O pior é que este nem sequer foi o primeiro caso tornado público de relacionamentos iniciados e mantidos a partir da prisão por Peter Madsen, agora com 50 anos: em 2018, uma guarda prisional de 40 anos, mãe de duas crianças, foi despedida depois de ter sido descoberta a relação que mantinha com o recluso; e em dezembro de 2019 foi notícia o seu casamento, na prisão de Herstedvester, nos arredores de Copenhaga, com Jenny Curpen, uma artista russa exilada na Finlândia. “O meu marido cometeu um crime horrível e é punido por isso. No entanto, conhecê-lo na vida real dá-me o direito exclusivo de dizer que tenho sorte em estar com a pessoa e o homem mais belo, inteligente, talentoso, dedicado e empático de sempre”, escreveu a noiva numa publicação no Facebook, pouco depois de mudar o estado para “casada”.
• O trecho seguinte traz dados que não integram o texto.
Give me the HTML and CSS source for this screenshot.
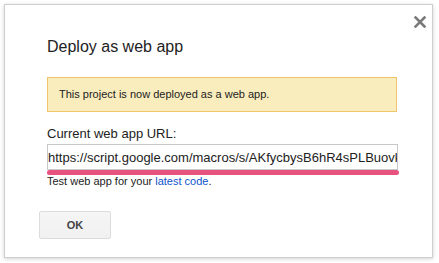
FILE: index.html
```html
<!DOCTYPE html>
<html lang="en">
<head>
  <meta charset="UTF-8" />
  <title>Deploy as web app</title>
  <link rel="stylesheet" href="styles.css">
</head>
<body>

  <!-- Dialog -->
  <div class="dialog">
    <span class="close" title="Close">
      <svg width="12" height="12" viewBox="0 0 12 12">
        <path d="M1.5 1.5 L10.5 10.5 M10.5 1.5 L1.5 10.5" stroke="#7a7a7a" stroke-width="2.6" stroke-linecap="square" fill="none" />
      </svg>
    </span>

    <h1 class="title">Deploy as web app</h1>

    <div class="notice">This project is now deployed as a web app.</div>

    <div class="label">Current web app URL:</div>
    <input class="url" type="text" readonly value="https://script.google.com/macros/s/AKfycbysB6hR4sPLBuovkQx7nT2dJ0wPqE3mZ/exec">
    <div class="mark"></div>
    <div class="hint">Test web app for your <a href="#">latest code</a>.</div>

    <div class="actions">
      <button class="btn">OK</button>
    </div>
  </div>

</body>
</html>
```

FILE: styles.css
```css
body {
  margin: 0;
  padding: 4px;
  background: #fff;
  font-family: 'Liberation Sans', Arial, sans-serif;
  color: #222;
}

/* Dialog box */
.dialog {
  position: relative;
  box-sizing: border-box;
  width: 429px;
  height: 254px;
  padding: 32px 35px 18px 42px;
  background: #fff;
  border: 1px solid #cfcfcf;
  box-shadow: 0 1px 4px rgba(0, 0, 0, 0.18);
}

.close {
  position: absolute;
  top: 11px;
  right: 6px;
  width: 12px;
  height: 12px;
  cursor: pointer;
}

.close svg {
  display: block;
}

.title {
  margin: 0;
  font-size: 16px;
  line-height: 20px;
  font-weight: normal;
  color: #222;
}

/* Yellow message */
.notice {
  margin-top: 20px;
  padding: 10px 11px;
  font-size: 11px;
  line-height: 13px;
  background: #f9edbe;
  border: 1px solid #f0c36d;
}

.label {
  margin-top: 14px;
  font-size: 13px;
  line-height: 16px;
}

.url {
  display: block;
  box-sizing: border-box;
  width: 351px;
  height: 26px;
  margin: 2px 0 0;
  padding: 1px 0 0;
  font-family: 'Liberation Sans', Arial, sans-serif;
  font-size: 13px;
  color: #222;
  border: 1px solid #c8c8c8;
  outline: none;
  background: #fff;
}

/* Pink underline */
.mark {
  width: 352px;
  height: 5px;
  border-radius: 3px;
  background: #e6537f;
}

.hint {
  font-size: 11px;
  line-height: 13px;
}

.hint a {
  color: #15c;
  text-decoration: none;
}

.actions {
  margin-top: 23px;
  margin-left: -8px;
}

.btn {
  display: block;
  box-sizing: border-box;
  width: 72px;
  height: 28px;
  padding: 0;
  font-family: 'Liberation Sans', Arial, sans-serif;
  font-size: 11px;
  font-weight: bold;
  color: #444;
  background: linear-gradient(#f5f5f5, #f1f1f1);
  border: 1px solid #dcdcdc;
  border-radius: 2px;
  cursor: pointer;
}
```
Outro mau exemplo foi dado por Peter Lundin, um assassino em série que em 2001 foi condenado a prisão perpétua pelo triplo homicídio da mulher e dos dois filhos. Para além de lhe já terem sido conhecidos vários namoros a partir da prisão, as autoridades descobriram no ano passado que Lundin, agora com 49 anos, tinha um perfil no Facebook (criado anos depois da sua prisão) e mantinha um podcast em que partilhava detalhes sobre os seus crimes.

A legislação ainda em vigor na Dinamarca permite tudo isto, nomeadamente que os reclusos condenados a penas de prisão perpétua escrevam, telefonem ou sejam visitados por pessoas que não conheciam antes da detenção, ou partilhem na Internet toda a informação que entenderem, incluindo sobre os crimes que cometeram. Esta nova lei, alertou Jens Elo Rytter, especialista em direitos humanos da Universidade de Copenhaga, em declarações ao jornal B.T. vai, “para além de levantar questões sobre censura”, “interferir com o direito dos prisioneiros à sua vida privada”.